L’identité du Fighter Group américain qui revendique cet appareil n’est pas définie avec certitude mais il semble que l’appareil ait été accroché par les P-38 du 20th Fighter Group / 79th Fighter Squadron alors en mission dans la région. Cette unité revendique plusieurs locomotives détruites dans les secteurs de Moulins – Nevers - La Charité – Sancerre – Gien et l’un de ses pilotes, le Lt. Jesse E. Carpenter est crédité d’un quadrimoteur allemand "Junker Ju-290". 
 
Son rapport de revendication est assez troublant car il "colle" parfaitement avec les témoignages de l’équipage allemand.
 
Voici un extrait de son rapport : "J'ai aperçu un gros appareil qui volait au ras des arbres et qui, je suppose, essayait ainsi de passer inaperçu. Je me suis placé dans sa queue et il a commencé à grimper en direction de la couche nuageuse. Il était aux deux-tiers caché dans les nuages quand j'ai commencé à ouvrir le feu depuis environ 500 mètres. J'ai réussi à le toucher au niveau de l’aile droite et du moteur extérieur droit. Après ça le bombardier s'est laissé tomber hors de la couche nuageuse et je me suis rapproché de lui pour la mise à mort. J’ai arrosé l’avion à bout portant et le feu a commencé à se propager. Quelques secondes plus tard sept hommes ont sauté en parachute et l’appareil environné de flammes s’est écrasé au sol."
 
Il y a quelques années, Jesse Carpenter, interrogé à ce sujet par l'historien anglais Chris Goss - spécialiste de la K.G. 40 - lui a affirmé qu’il s’agissait bien d’un Junkers Ju-290. 
 
Alors…à vous de juger.
 
Bombardier Heinkel 177 A-5 "Greif" Werknr. 550173, 4./K.G. 40.
 
Equipage :
Ofw. Werner Neuenfeldt (Flugzeugführer - Pilote)
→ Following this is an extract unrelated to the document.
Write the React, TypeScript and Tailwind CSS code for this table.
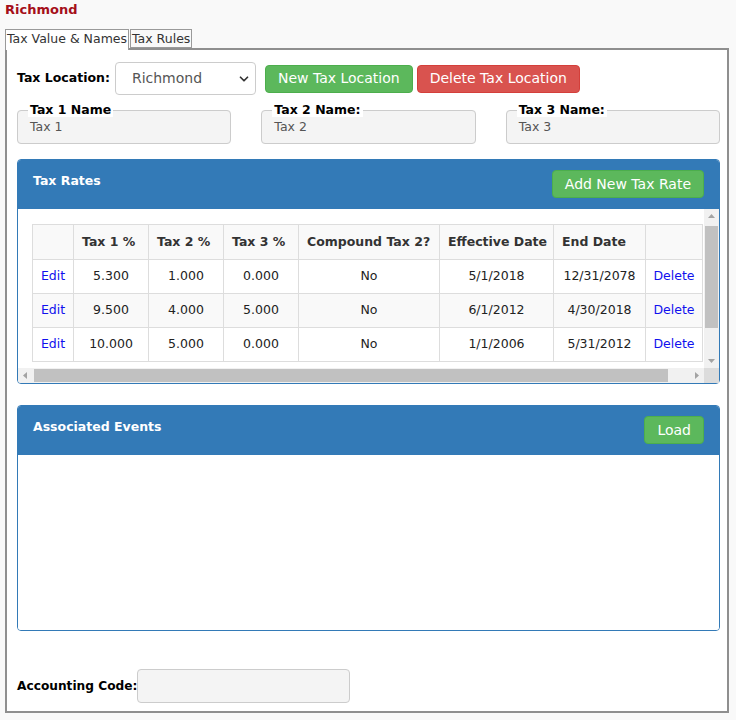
import { ChevronDown } from "lucide-react";

const rates = [
  { t1: "5.300", t2: "1.000", t3: "0.000", compound: "No", start: "5/1/2018", end: "12/31/2078" },
  { t1: "9.500", t2: "4.000", t3: "5.000", compound: "No", start: "6/1/2012", end: "4/30/2018" },
  { t1: "10.000", t2: "5.000", t3: "0.000", compound: "No", start: "1/1/2006", end: "5/31/2012" },
];

const headers = [
  { label: "", w: "w-[41px]" },
  { label: "Tax 1 %", w: "w-[75px]" },
  { label: "Tax 2 %", w: "w-[75px]" },
  { label: "Tax 3 %", w: "w-[75px]" },
  { label: "Compound Tax 2?", w: "w-[141px]" },
  { label: "Effective Date", w: "w-[114px]" },
  { label: "End Date", w: "w-[92px]" },
  { label: "", w: "w-[57px]" },
];

const NameBox = ({ legend, value }: { legend: string; value: string }) => (
  <fieldset className="rounded-[4px] border border-[#cccccc] bg-[#f4f4f4] px-[12px] pt-[2px] pb-[8px]">
    <legend className="ml-[-2px] bg-white px-[2px] text-[12.5px] leading-[14px] font-bold text-black">{legend}</legend>
    <div className="text-[12.5px] leading-[16px] text-[#555]">{value}</div>
  </fieldset>
);

const PanelHeader = ({ title, action }: { title: string; action: string }) => (
  <div className="flex h-[49px] items-start justify-between rounded-t-[3px] bg-[#337ab7] px-[15px] pt-[10px]">
    <h3 className="mt-[3px] text-[12.5px] leading-[16px] font-bold text-white">{title}</h3>
    <button className="h-[28px] rounded-[4px] border border-[#4cae4c] bg-[#5cb85c] px-[12px] text-[14px] text-white">
      {action}
    </button>
  </div>
);

const Arrow = ({ dir }: { dir: "up" | "down" | "left" | "right" }) => {
  const pts = {
    up: "4,9 7.5,5 11,9",
    down: "4,6 7.5,10 11,6",
    left: "9,4 5,7.5 9,11",
    right: "6,4 10,7.5 6,11",
  }[dir];
  return (
    <svg width="15" height="15" viewBox="0 0 15 15" className="shrink-0">
      <polygon points={pts} fill="#a3a3a3" />
    </svg>
  );
};

export default function App() {
  return (
    <div className="min-h-[720px] bg-[#f9f9f9] font-['DejaVu_Sans',sans-serif] text-[#333]">
      <div className="px-[5px] pt-[2px] pb-[11px] text-[13px] leading-[16px] font-bold text-[#a50f1a]">Richmond</div>

      <div className="flex h-[19px] items-start px-[5px]">
        <div className="relative z-10 h-[21px] border border-b-0 border-[#9a9a9a] bg-white px-[1px] text-[12.5px] leading-[17px] text-[#333]">
          Tax Value &amp; Names
        </div>
        <div className="ml-[1px] h-[19px] border border-[#9a9a9a] bg-[#f9f9f9] px-[1px] text-[12.5px] leading-[17px] text-[#333]">
          Tax Rules
        </div>
      </div>

      <div className="mx-[5px] w-[724px] border-2 border-[#8f8f8f] bg-white pt-[12px] pr-[7px] pb-[8px] pl-[10px]">
        <div className="flex items-center">
          <label className="text-[12.5px] font-bold text-black">Tax Location:</label>
          <div className="ml-[5px] flex h-[33px] w-[141px] items-center justify-between rounded-[4px] border border-[#cccccc] bg-white pr-[4px] pl-[16px]">
            <span className="text-[14px] text-[#555]">Richmond</span>
            <ChevronDown className="h-[14px] w-[14px] text-[#333]" strokeWidth={3} />
          </div>
          <button className="ml-[9px] h-[28px] rounded-[4px] border border-[#4cae4c] bg-[#5cb85c] px-[12px] text-[14px] text-white">
            New Tax Location
          </button>
          <button className="ml-[4px] h-[28px] rounded-[4px] border border-[#d43f3a] bg-[#d9534f] px-[12px] text-[14px] text-white">
            Delete Tax Location
          </button>
        </div>

        <div className="mt-[8px] grid grid-cols-3 gap-[30px]">
          <NameBox legend="Tax 1 Name" value="Tax 1" />
          <NameBox legend="Tax 2 Name:" value="Tax 2" />
          <NameBox legend="Tax 3 Name:" value="Tax 3" />
        </div>

        <div className="mt-[15px] rounded-[4px] border border-[#337ab7]">
          <PanelHeader title="Tax Rates" action="Add New Tax Rate" />
          <div className="flex">
            <div className="h-[159px] flex-1 overflow-hidden pt-[15px] pl-[14px]">
              <table className="w-[670px] table-fixed border-collapse text-[12.5px] text-[#222]">
                <thead>
                  <tr className="h-[35px] bg-[#f9f9f9]">
                    {headers.map((h, i) => (
                      <th
                        key={i}
                        className={`${h.w} border border-[#dddddd] px-[8px] text-left font-bold whitespace-nowrap text-[#333]`}
                      >
                        {h.label}
                      </th>
                    ))}
                  </tr>
                </thead>
                <tbody>
                  {rates.map((r, i) => (
                    <tr key={i} className={`h-[34px] text-center ${i % 2 === 1 ? "bg-[#f9f9f9]" : "bg-white"}`}>
                      <td className="border border-[#dddddd] text-[#1010ee]">Edit</td>
                      <td className="border border-[#dddddd]">{r.t1}</td>
                      <td className="border border-[#dddddd]">{r.t2}</td>
                      <td className="border border-[#dddddd]">{r.t3}</td>
                      <td className="border border-[#dddddd]">{r.compound}</td>
                      <td className="border border-[#dddddd]">{r.start}</td>
                      <td className="border border-[#dddddd]">{r.end}</td>
                      <td className="border border-[#dddddd] text-[#1010ee]">Delete</td>
                    </tr>
                  ))}
                </tbody>
              </table>
            </div>
            {/* vertical scrollbar */}
            <div className="flex h-[159px] w-[15px] flex-col bg-[#f1f1f1]">
              <Arrow dir="up" />
              <div className="mx-[1px] mt-[2px] h-[102px] bg-[#c1c1c1]" />
              <div className="flex-1" />
              <Arrow dir="down" />
            </div>
          </div>
          {/* horizontal scrollbar */}
          <div className="flex h-[15px] rounded-b-[3px] bg-[#f1f1f1]">
            <Arrow dir="left" />
            <div className="my-[1px] ml-[1px] w-[634px] bg-[#c1c1c1]" />
            <div className="flex-1" />
            <Arrow dir="right" />
            <div className="w-[15px] bg-[#dcdcdc]" />
          </div>
        </div>

        <div className="mt-[21px] rounded-[4px] border border-[#337ab7]">
          <PanelHeader title="Associated Events" action="Load" />
          <div className="h-[175px] rounded-b-[3px] bg-white" />
        </div>

        <div className="mt-[38px] flex items-center">
          <label className="text-[12.2px] font-bold text-black">Accounting Code:</label>
          <div className="h-[34px] w-[213px] rounded-[4px] border border-[#cccccc] bg-[#f4f4f4]" />
        </div>
      </div>
    </div>
  );
}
Ogfr. Rudolf Pöschko (Kampfbeobachter - Observateur)
Ogfr. Franz Comans (Bordfunker - Radio)
Gefr. Helmuth Kappestein (Bordmechaniker - Mécanicien)
Ogfr. Felix Wegner (B-2 Bordschutze - Mitrailleur)
+ Nom inconnu (Heckbordschutze – Mitrailleur AR.)*
Passagers :
Uffz. Hans Jacobsen (Flugzeugelektriker – Electricien)
Uffz. Franz Weinreis (Flugzeugmechaniker - Mécanicien)
 
*Le mitrailleur habituel avait été remplacé suite à des blessures reçues au combat.